How to Determine The Length of a Time-Out

February 2, 2017

We’re all familiar with the time-out, right? Time-outs are given to children when they misbehave or do something they know is wrong. They usually involve sitting in a quiet space such like a corner or a bedroom for a specific amount of time. But how long should time-outs be? Should it depend on the age of the child, or the behavior that landed them the time-out, or both? Should time-outs even be timed at all? It can be a tricky thing to figure out. Here’s some advice…

Age Makes a Difference

The time-out is meant to give children a chance to calm down. Some children will need more time than others; therefore, many experts are now saying that the time-out does not have to be a specific amount of time. However, the age of your child can be used to determine the maximum amount of time of the time-out. While an older child may understand discipline, a younger one may not. A good rule of thumb to start with is one minute for every year the child is, i.e. a six-year old’s time out would be six minutes, a seven-year old’s seven minutes and so on.

Some experts believe that after the age of two, a child can begin to comprehend the meaning of time-out and that longer times can be effective. However, it’s important to remember that a time-out that’s “too long” still exists.

Severity of Misbehaviour

The act of misbehavior from the child also plays into effect. More severe actions may call for longer time-outs.

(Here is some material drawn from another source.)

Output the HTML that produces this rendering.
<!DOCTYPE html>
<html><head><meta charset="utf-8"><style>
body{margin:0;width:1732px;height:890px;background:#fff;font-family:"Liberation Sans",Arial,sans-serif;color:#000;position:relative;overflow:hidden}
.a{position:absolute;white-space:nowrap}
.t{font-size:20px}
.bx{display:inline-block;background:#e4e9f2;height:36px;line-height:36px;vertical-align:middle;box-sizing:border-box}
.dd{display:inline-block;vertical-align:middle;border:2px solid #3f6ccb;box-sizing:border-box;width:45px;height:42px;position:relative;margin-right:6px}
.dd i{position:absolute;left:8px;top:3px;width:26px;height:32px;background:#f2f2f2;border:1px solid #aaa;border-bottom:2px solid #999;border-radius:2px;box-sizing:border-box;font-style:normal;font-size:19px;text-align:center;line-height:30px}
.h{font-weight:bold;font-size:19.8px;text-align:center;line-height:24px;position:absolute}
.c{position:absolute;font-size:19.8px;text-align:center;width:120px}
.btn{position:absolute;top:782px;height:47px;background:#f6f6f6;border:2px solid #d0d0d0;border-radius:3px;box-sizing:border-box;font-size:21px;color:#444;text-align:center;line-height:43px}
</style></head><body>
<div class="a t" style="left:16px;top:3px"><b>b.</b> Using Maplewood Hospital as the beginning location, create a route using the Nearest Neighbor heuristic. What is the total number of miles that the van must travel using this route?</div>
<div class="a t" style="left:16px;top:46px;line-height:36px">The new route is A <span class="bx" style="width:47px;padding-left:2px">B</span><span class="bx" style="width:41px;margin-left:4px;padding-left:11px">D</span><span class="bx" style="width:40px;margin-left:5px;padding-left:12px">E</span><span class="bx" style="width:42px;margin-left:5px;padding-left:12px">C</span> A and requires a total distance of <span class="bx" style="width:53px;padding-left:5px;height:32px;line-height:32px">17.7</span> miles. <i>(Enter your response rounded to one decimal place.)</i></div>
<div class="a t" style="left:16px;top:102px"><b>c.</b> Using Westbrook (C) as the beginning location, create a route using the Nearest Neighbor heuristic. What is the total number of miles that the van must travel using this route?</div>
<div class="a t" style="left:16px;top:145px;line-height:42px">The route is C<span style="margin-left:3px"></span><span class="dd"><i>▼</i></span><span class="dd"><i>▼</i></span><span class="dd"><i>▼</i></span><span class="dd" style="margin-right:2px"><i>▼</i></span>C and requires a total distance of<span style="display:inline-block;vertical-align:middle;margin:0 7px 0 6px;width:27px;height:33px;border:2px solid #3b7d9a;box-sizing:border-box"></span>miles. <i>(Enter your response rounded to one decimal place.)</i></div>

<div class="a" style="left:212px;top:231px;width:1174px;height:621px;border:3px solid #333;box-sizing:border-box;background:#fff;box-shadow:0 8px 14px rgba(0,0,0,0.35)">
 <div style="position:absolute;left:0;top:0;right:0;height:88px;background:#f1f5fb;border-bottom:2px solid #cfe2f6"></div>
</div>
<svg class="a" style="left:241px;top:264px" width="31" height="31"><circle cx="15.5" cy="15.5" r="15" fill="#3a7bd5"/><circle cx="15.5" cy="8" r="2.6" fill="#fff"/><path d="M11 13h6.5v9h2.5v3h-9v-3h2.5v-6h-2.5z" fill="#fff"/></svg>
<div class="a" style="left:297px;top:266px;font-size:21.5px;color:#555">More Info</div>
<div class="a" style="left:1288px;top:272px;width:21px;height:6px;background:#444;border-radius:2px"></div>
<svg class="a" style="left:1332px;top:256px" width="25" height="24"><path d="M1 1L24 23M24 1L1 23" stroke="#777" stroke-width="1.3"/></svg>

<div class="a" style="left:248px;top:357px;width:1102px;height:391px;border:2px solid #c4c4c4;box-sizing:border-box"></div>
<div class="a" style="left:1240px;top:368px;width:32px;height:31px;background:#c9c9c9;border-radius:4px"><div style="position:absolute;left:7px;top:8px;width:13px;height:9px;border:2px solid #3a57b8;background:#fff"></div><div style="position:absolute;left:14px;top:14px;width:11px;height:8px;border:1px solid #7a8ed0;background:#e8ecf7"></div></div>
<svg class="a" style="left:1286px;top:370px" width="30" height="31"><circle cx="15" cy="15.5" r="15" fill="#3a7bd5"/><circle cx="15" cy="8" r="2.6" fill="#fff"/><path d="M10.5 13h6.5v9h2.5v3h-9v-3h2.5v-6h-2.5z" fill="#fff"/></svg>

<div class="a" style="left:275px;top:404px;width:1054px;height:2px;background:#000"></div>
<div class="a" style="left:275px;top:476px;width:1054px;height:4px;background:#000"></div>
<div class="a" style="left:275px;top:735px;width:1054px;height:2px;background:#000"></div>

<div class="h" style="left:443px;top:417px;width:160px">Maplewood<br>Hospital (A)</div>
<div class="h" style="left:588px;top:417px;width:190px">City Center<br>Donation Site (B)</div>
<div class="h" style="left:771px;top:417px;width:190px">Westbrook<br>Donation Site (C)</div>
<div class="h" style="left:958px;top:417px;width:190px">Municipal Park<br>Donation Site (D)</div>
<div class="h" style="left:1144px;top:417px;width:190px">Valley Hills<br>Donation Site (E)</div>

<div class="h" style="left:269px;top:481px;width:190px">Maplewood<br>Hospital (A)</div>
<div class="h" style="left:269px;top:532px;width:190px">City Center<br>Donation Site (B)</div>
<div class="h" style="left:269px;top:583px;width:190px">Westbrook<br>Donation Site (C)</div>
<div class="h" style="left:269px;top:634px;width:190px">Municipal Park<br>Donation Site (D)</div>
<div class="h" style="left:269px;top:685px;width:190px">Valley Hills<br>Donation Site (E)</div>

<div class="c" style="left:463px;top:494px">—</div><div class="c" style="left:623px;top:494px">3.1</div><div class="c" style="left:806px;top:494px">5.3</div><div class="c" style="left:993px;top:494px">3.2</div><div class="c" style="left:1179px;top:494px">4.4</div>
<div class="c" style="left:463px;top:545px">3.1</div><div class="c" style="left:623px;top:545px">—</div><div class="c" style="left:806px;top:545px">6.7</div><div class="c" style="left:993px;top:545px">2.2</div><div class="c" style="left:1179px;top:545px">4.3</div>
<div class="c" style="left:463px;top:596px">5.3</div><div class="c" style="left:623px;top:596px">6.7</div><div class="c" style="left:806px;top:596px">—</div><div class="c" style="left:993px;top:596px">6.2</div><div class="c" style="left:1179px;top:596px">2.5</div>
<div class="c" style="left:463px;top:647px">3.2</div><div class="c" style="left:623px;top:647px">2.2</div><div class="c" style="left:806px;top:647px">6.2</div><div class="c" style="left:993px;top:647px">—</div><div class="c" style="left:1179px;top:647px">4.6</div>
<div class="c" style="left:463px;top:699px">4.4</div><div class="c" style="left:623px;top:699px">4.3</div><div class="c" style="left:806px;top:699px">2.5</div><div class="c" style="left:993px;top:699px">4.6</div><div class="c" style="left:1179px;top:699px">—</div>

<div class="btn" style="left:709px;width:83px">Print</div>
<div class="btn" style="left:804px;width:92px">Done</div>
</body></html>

An example could be violence vs. not listening – violent acts are far more severe than not listening, therefore the punishment should be greater.

Make Sure There’s Meaning

Simply putting your child on a time-out without explanation isn’t helping them – or you for that matter. No matter the length of the time-out, be sure your child understands why they’re there. Be very clear with them why you’re giving them a time-out. For example, instead of “Johnny, that’s bad, you’re on time-out for 10 minutes,” try something like “Johnny, you know it’s wrong to hit, someone could get very hurt. You’re on time-out until you’re to apologize for what you did.” This way, your child knows the behaviors that caused them to be given a time-out; therefore, helping them avoid them in the future.

Be Consistent

If you decide that a certain behavior warrants a time-out, it’s important that this applies every time your child does it. This is because your child will become confused. If they receive a time-out for throwing a tantrum one day and don’t receive one the next time they throw a tantrum, they may attribute the time-out to a different behavior altogether.

Another reason to show consistency is so that your child does not take advantage of you. If you threaten a time-out but don’t follow through, your child will see empty threats and walk all over you.

Time Free Time-outs

You could also take a different approach and move away from the typical “timed” time-out altogether. Because time-outs can occur for many reasons, it only makes sense to have different time-outs to reflect different actions.

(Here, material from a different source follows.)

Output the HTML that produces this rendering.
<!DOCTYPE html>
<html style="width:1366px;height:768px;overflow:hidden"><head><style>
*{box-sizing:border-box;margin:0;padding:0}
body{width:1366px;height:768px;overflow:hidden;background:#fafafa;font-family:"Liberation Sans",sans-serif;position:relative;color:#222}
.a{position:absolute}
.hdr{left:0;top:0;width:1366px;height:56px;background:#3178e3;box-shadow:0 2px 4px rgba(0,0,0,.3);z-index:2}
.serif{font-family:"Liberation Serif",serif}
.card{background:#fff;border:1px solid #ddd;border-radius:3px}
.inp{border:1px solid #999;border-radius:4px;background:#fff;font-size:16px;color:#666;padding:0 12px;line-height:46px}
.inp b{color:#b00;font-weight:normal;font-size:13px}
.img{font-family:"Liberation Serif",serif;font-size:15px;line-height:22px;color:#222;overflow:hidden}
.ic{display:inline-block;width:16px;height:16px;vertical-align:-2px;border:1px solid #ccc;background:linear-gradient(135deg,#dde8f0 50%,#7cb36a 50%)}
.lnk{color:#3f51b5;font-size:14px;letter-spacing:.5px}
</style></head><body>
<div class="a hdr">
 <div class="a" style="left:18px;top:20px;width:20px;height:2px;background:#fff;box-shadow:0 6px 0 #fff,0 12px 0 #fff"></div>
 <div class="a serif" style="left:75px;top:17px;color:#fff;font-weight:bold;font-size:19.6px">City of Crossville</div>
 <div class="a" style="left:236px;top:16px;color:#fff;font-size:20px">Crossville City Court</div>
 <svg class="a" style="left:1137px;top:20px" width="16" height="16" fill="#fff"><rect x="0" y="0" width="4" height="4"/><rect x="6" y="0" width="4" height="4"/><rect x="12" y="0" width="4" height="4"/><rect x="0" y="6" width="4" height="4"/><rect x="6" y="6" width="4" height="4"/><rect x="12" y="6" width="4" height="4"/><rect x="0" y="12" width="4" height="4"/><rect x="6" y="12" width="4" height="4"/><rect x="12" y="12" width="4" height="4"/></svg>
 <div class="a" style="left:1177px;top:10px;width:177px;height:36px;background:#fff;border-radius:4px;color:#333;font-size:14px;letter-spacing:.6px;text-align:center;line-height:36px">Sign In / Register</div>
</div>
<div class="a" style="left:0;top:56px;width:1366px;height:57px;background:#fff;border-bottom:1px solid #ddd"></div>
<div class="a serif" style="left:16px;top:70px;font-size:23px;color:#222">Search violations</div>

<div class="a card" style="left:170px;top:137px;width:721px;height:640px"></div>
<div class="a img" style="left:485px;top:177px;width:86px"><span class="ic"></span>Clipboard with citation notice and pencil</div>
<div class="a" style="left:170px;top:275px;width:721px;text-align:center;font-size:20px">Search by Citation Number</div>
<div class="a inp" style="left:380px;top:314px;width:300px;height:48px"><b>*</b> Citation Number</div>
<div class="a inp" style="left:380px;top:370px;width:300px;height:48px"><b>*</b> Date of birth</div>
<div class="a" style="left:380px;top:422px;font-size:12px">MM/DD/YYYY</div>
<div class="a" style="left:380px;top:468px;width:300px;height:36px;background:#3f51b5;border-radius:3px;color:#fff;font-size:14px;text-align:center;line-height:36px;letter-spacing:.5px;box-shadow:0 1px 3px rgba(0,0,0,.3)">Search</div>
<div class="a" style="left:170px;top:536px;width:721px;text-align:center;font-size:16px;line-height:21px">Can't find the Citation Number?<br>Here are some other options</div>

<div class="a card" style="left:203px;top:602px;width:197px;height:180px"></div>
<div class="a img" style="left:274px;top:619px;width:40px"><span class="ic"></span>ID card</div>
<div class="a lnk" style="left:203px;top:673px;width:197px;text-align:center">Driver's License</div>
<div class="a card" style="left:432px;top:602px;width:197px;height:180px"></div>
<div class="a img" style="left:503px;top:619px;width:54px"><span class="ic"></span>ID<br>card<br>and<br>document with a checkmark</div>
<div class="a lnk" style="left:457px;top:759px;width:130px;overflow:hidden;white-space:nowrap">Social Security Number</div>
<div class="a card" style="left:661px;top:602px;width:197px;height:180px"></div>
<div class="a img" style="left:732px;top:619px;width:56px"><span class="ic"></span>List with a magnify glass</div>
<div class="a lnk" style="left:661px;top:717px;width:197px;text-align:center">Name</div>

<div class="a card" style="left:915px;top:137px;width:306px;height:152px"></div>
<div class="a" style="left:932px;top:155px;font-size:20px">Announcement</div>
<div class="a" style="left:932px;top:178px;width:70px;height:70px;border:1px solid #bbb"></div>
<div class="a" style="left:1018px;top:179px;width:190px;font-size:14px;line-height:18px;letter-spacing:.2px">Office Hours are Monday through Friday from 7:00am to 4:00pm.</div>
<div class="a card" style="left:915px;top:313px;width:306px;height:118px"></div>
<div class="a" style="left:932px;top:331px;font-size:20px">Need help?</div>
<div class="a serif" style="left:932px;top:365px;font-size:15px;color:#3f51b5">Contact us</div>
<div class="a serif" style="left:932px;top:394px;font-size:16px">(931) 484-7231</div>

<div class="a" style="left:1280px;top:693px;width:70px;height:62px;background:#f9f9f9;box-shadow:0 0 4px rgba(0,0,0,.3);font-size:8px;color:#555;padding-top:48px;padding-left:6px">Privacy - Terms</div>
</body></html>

For example, if your child is on a time-out to cool down after getting heated or violent, have them write a letter expressing their feelings, or shake a snow globe and have them sit until the glitter is set. This type of time-out gives them an opportunity to reflect on their actions. If you gave your child a time-out for not sharing their toys, try having them give up their toys for a few hours and do something else, instead.

Gauge Your Child’s Reaction

The way your child reacts to time-outs can also play a factor in determining how long a time-out should be. If your child is younger (i.e. a toddler), they may get extremely upset when they are put on a time-out. Three or four minutes may not be necessary. You may only need one or two minutes coupled with an explanation of why the child was placed on time-out.

On the flip side, your child may not truly feel like time-outs are a punishment, in which case they won’t be effective. It’s important to notice this as well. This may mean a longer time-out is needed, or it may mean a different form of punishment would be more suited to your child; perhaps the removal of a privilege or favorite toy for a set period of time.

Involve Your Child in Decision-making

As your child gets older, you may be able to involve him or her in the decision-making around time-outs. Talk with your child about what’s fair in terms of behaviors leading to a time-out as well as the length of the time-out. You can even involve them in making a chart or something similar, to place in the time-out area. This can serve as a device to help your child reflect on their actions.


At the end of the day, every parent is different and every child is different. What works for other children may not be effective for your child and vice-versa. It’s up to you to assign the appropriate time-out and length of time out for your child.